Not with the ballooner, that just tells the hypervisor that it can
forget the current content. On the next access the hypervisor hands out
a zeroed page so the access will succeed. But with my guest page hinting
code the kernel will oops if a free page is accessed.
--
blue skies,
Martin.
Martin Schwidefsky
Linux for zSeries Development & Services
IBM Deutschland Entwicklung GmbH
"Reality continues to ruin my life." - Calvin.
Kirill Korotaev <[email protected]> writes:
[adding linux-arch]
> > Accessing freed memory is a bug, always, not just *only* when slab
> > debugging is on, right? Doesn't this mean we could get junk, or that
> > the reader could potentially run off a bad pointer?
> no, read the comment in sys_getppid.
> It is a valid optimization. _safe_ and alowing to bypass taking the lock.
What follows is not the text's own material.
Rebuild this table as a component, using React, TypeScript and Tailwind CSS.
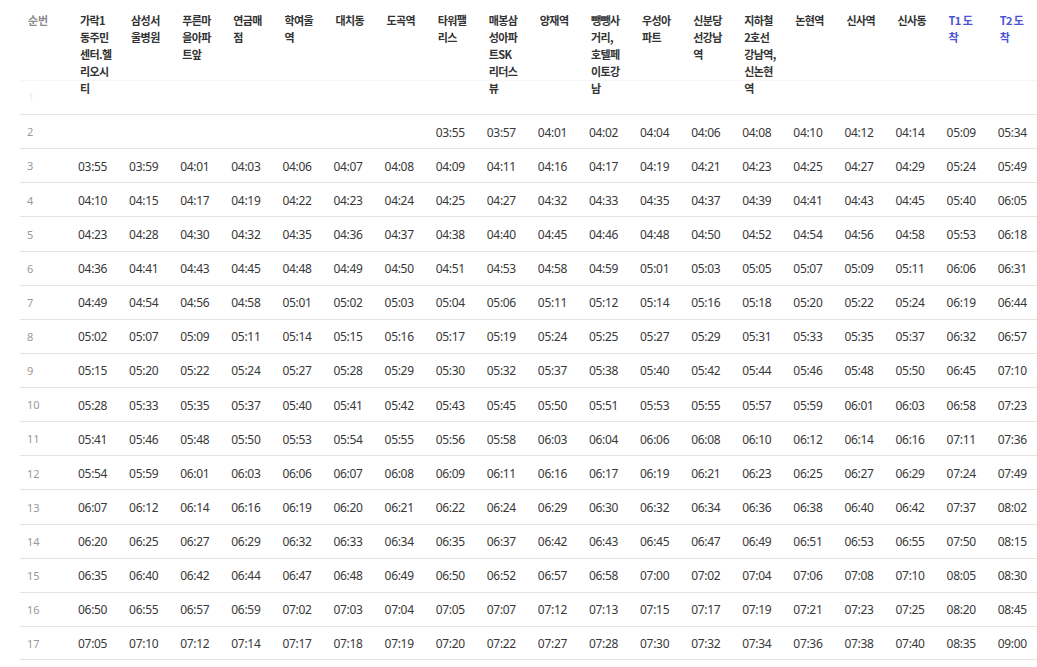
const HEADERS: { lines: string[]; blue?: boolean }[] = [
  { lines: ["가락1", "동주민", "센터.헬", "리오시", "티"] },
  { lines: ["삼성서", "울병원"] },
  { lines: ["푸른마", "을아파", "트앞"] },
  { lines: ["연금매", "점"] },
  { lines: ["학여울", "역"] },
  { lines: ["대치동"] },
  { lines: ["도곡역"] },
  { lines: ["타워팰", "리스"] },
  { lines: ["매봉삼", "성아파", "트SK", "리더스", "뷰"] },
  { lines: ["양재역"] },
  { lines: ["뺑뺑사", "거리,", "호텔페", "이토강", "남"] },
  { lines: ["우성아", "파트"] },
  { lines: ["신분당", "선강남", "역"] },
  { lines: ["지하철", "2호선", "강남역,", "신논현", "역"] },
  { lines: ["논현역"] },
  { lines: ["신사역"] },
  { lines: ["신사동"] },
  { lines: ["T1 도", "착"], blue: true },
  { lines: ["T2 도", "착"], blue: true },
];

const ROWS: string[] = [
  "- - - - - - - 03:55 03:57 04:01 04:02 04:04 04:06 04:08 04:10 04:12 04:14 05:09 05:34",
  "03:55 03:59 04:01 04:03 04:06 04:07 04:08 04:09 04:11 04:16 04:17 04:19 04:21 04:23 04:25 04:27 04:29 05:24 05:49",
  "04:10 04:15 04:17 04:19 04:22 04:23 04:24 04:25 04:27 04:32 04:33 04:35 04:37 04:39 04:41 04:43 04:45 05:40 06:05",
  "04:23 04:28 04:30 04:32 04:35 04:36 04:37 04:38 04:40 04:45 04:46 04:48 04:50 04:52 04:54 04:56 04:58 05:53 06:18",
  "04:36 04:41 04:43 04:45 04:48 04:49 04:50 04:51 04:53 04:58 04:59 05:01 05:03 05:05 05:07 05:09 05:11 06:06 06:31",
  "04:49 04:54 04:56 04:58 05:01 05:02 05:03 05:04 05:06 05:11 05:12 05:14 05:16 05:18 05:20 05:22 05:24 06:19 06:44",
  "05:02 05:07 05:09 05:11 05:14 05:15 05:16 05:17 05:19 05:24 05:25 05:27 05:29 05:31 05:33 05:35 05:37 06:32 06:57",
  "05:15 05:20 05:22 05:24 05:27 05:28 05:29 05:30 05:32 05:37 05:38 05:40 05:42 05:44 05:46 05:48 05:50 06:45 07:10",
  "05:28 05:33 05:35 05:37 05:40 05:41 05:42 05:43 05:45 05:50 05:51 05:53 05:55 05:57 05:59 06:01 06:03 06:58 07:23",
  "05:41 05:46 05:48 05:50 05:53 05:54 05:55 05:56 05:58 06:03 06:04 06:06 06:08 06:10 06:12 06:14 06:16 07:11 07:36",
  "05:54 05:59 06:01 06:03 06:06 06:07 06:08 06:09 06:11 06:16 06:17 06:19 06:21 06:23 06:25 06:27 06:29 07:24 07:49",
  "06:07 06:12 06:14 06:16 06:19 06:20 06:21 06:22 06:24 06:29 06:30 06:32 06:34 06:36 06:38 06:40 06:42 07:37 08:02",
  "06:20 06:25 06:27 06:29 06:32 06:33 06:34 06:35 06:37 06:42 06:43 06:45 06:47 06:49 06:51 06:53 06:55 07:50 08:15",
  "06:35 06:40 06:42 06:44 06:47 06:48 06:49 06:50 06:52 06:57 06:58 07:00 07:02 07:04 07:06 07:08 07:10 08:05 08:30",
  "06:50 06:55 06:57 06:59 07:02 07:03 07:04 07:05 07:07 07:12 07:13 07:15 07:17 07:19 07:21 07:23 07:25 08:20 08:45",
  "07:05 07:10 07:12 07:14 07:17 07:18 07:19 07:20 07:22 07:27 07:28 07:30 07:32 07:34 07:36 07:38 07:40 08:35 09:00",
];

const GRID = "grid grid-cols-[50px_repeat(19,51.1px)]";

export default function App() {
  return (
    <div className="h-[667px] w-full overflow-hidden bg-white font-['Noto_Sans','Noto_Sans_CJK_KR',sans-serif]">
      <div className="pl-[20px]">
        {/* header row: text spills over the faded first row */}
        <div className={`${GRID} relative z-10 h-[80px] pt-[12px]`}>
          <div className="pl-[8px] text-[11px] leading-[17px] font-semibold text-[#8a8a8a] font-['Noto_Sans_CJK_KR',sans-serif]">
            순번
          </div>
          {HEADERS.map((h, i) => (
            <div
              key={i}
              className={`pl-[10px] text-[11px] leading-[17px] font-bold tracking-[-0.6px] whitespace-nowrap font-['Noto_Sans_CJK_KR',sans-serif] ${
                h.blue ? "text-[#4b53d6]" : "text-[#333]"
              }`}
            >
              {h.lines.map((l, j) => (
                <div key={j}>{l}</div>
              ))}
            </div>
          ))}
        </div>

        <div className={`${GRID} h-[34px] items-center border-t border-[#f6f6f6]`}>
          <div className="pl-[8px] text-[11px] text-[#ececec]">1</div>
        </div>

        {ROWS.map((r, i) => (
          <div
            key={i}
            className={`${GRID} h-[34.13px] items-center border-t border-[#e4e4e4] ${
              i === ROWS.length - 1 ? "border-b" : ""
            }`}
          >
            <div className="pl-[7px] pt-[2px] text-[11px] text-[#999]">{i + 2}</div>
            {r.split(" ").map((t, j) => (
              <div key={j} className="pl-[8px] pt-[2px] text-[12px] text-[#383838] tracking-[-0.3px]">
                {t === "-" ? "" : t}
              </div>
            ))}
          </div>
        ))}
      </div>
    </div>
  );
}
> BUT! This optimization relies on the fact that kernel memory (DMA + normal zone)
> is always mapped into virtual address space.
> Which is invalid for debug kernels only.
In x86 arch code we would use __get_user for this (and we do in a couple
of places). But it wouldn't be portable because sometimes _user is
in a different address space.
Maybe it would be time to make a similar facility (read/write_kernel_safe() or similar)
with error return available to generic code?
It should be easy to implement - iirc near all architectures already
use the exception handling frame work and it is a simple extension
of that. x86 could just define it to __put/get_user
-Andi
On 09 Aug 2006 05:09:11 +0200
Andi Kleen <[email protected]> wrote:
> Kirill Korotaev <[email protected]> writes:
>
> [adding linux-arch]
>
> > > Accessing freed memory is a bug, always, not just *only* when slab
> > > debugging is on, right? Doesn't this mean we could get junk, or that
> > > the reader could potentially run off a bad pointer?
> > no, read the comment in sys_getppid.
> > It is a valid optimization. _safe_ and alowing to bypass taking the lock.
> > BUT! This optimization relies on the fact that kernel memory (DMA + normal zone)
> > is always mapped into virtual address space.
> > Which is invalid for debug kernels only.
>
> In x86 arch code we would use __get_user for this (and we do in a couple
> of places). But it wouldn't be portable because sometimes _user is
> in a different address space.
>
> Maybe it would be time to make a similar facility (read/write_kernel_safe() or similar)
> with error return available to generic code?
>
> It should be easy to implement - iirc near all architectures already
> use the exception handling frame work and it is a simple extension
> of that. x86 could just define it to __put/get_user
>
I just did something like that:
Similar to ftp://ftp.kernel.org/pub/linux/kernel/people/akpm/patches/2.6/2.6.18-rc3/2.6.18-rc3-mm2/broken-out/add-probe_kernel_address.patch
Although I'm not sure it's needed for this problem. A getppid() which does
asmlinkage long sys_getppid(void)
{
int pid;
read_lock(&tasklist_lock);
pid = current->group_leader->real_parent->tgid;
read_unlock(&tasklist_lock);
return pid;
}
seems like a fine implementation to me ;)